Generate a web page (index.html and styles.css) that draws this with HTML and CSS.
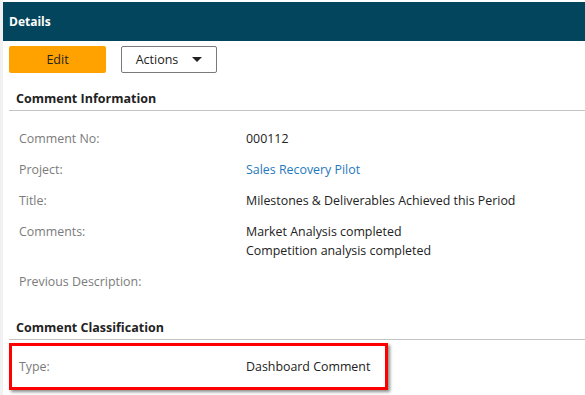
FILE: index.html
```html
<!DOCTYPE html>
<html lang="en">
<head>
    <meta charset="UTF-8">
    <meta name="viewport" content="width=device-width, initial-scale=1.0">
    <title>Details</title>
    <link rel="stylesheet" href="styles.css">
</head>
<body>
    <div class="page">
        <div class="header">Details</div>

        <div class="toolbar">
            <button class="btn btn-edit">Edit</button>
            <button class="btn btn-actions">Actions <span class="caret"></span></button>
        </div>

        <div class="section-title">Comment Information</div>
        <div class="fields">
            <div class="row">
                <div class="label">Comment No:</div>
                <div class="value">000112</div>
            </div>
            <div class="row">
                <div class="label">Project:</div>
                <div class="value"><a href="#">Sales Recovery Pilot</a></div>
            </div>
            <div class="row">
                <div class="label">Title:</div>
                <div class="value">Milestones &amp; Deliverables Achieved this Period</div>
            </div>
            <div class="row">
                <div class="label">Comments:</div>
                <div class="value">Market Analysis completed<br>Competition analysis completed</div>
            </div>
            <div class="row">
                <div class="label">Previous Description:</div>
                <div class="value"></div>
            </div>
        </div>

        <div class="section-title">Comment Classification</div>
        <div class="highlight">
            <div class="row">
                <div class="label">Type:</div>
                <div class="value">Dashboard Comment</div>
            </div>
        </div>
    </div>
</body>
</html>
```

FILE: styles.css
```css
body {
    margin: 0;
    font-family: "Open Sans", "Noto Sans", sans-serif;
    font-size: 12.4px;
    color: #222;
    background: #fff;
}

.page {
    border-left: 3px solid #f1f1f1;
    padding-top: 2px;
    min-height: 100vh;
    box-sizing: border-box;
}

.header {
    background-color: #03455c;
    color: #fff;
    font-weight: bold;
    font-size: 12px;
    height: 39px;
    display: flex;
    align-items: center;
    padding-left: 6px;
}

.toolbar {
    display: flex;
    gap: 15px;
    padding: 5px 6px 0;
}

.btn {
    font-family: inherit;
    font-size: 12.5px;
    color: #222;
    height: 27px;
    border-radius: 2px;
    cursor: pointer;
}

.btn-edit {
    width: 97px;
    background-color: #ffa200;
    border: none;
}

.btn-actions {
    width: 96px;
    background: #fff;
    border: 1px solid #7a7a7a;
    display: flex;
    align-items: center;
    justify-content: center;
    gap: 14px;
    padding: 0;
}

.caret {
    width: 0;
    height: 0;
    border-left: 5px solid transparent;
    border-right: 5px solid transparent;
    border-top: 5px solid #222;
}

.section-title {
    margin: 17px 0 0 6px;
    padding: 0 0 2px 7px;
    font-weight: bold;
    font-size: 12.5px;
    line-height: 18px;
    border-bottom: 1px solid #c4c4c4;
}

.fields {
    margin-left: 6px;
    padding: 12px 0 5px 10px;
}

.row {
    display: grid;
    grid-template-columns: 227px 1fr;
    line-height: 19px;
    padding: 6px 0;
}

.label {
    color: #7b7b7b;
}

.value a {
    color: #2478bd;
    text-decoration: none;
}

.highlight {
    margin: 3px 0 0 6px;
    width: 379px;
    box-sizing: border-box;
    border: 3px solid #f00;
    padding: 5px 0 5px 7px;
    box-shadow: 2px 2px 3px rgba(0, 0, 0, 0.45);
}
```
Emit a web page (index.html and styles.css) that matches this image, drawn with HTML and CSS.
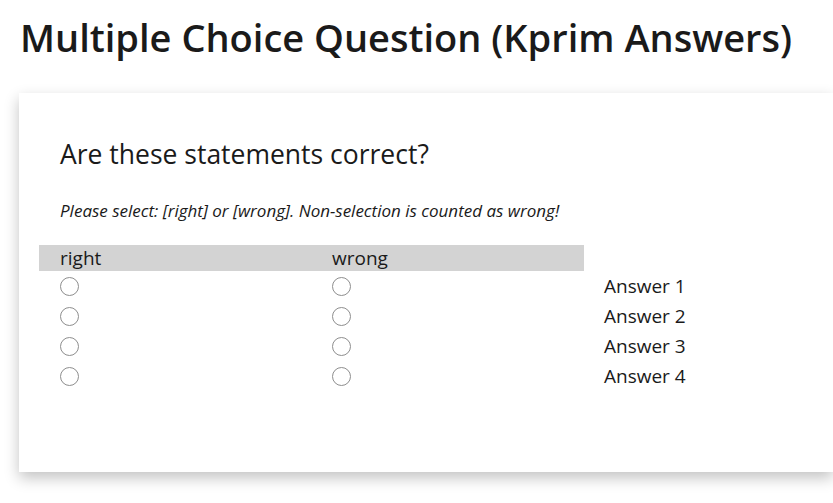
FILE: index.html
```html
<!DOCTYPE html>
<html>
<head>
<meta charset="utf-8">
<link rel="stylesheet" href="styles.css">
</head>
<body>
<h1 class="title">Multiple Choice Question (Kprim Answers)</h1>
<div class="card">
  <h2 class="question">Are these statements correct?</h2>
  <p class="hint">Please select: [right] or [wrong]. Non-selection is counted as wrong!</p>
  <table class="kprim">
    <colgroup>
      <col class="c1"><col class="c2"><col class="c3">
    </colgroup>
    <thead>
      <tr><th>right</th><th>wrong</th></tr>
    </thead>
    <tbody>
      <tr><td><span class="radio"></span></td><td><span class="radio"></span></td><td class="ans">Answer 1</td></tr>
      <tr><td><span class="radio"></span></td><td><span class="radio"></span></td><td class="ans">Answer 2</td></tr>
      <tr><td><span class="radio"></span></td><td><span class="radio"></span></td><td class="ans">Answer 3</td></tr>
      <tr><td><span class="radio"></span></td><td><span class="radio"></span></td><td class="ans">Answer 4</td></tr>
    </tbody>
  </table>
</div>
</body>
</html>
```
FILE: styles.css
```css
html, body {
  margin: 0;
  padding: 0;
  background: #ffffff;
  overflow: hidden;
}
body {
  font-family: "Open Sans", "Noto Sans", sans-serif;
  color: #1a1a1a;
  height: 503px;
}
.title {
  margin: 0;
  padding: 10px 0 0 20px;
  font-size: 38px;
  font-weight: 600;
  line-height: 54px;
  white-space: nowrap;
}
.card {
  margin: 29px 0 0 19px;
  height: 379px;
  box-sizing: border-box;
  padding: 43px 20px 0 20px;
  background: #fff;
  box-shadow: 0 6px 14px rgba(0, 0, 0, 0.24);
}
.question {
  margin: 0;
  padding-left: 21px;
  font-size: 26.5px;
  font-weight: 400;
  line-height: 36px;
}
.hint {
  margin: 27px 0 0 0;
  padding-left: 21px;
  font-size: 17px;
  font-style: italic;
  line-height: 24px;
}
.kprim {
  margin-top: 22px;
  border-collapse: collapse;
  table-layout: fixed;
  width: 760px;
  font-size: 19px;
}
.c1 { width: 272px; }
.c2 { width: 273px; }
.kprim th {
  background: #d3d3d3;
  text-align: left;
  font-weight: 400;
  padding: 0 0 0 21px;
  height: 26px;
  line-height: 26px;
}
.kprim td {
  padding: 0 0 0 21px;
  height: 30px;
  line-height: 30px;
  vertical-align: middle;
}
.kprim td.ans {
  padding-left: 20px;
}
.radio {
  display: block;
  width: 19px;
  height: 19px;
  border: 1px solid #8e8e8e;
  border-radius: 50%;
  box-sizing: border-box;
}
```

= = =

• [THE PROBLEM]: Copy and report every line where the word "that" is present.

• [FINISHED EXERCISE]:
Generate a web page (index.html and styles.css) that draws this with HTML and CSS.
Emit a web page (index.html and styles.css) that matches this image, drawn with HTML and CSS.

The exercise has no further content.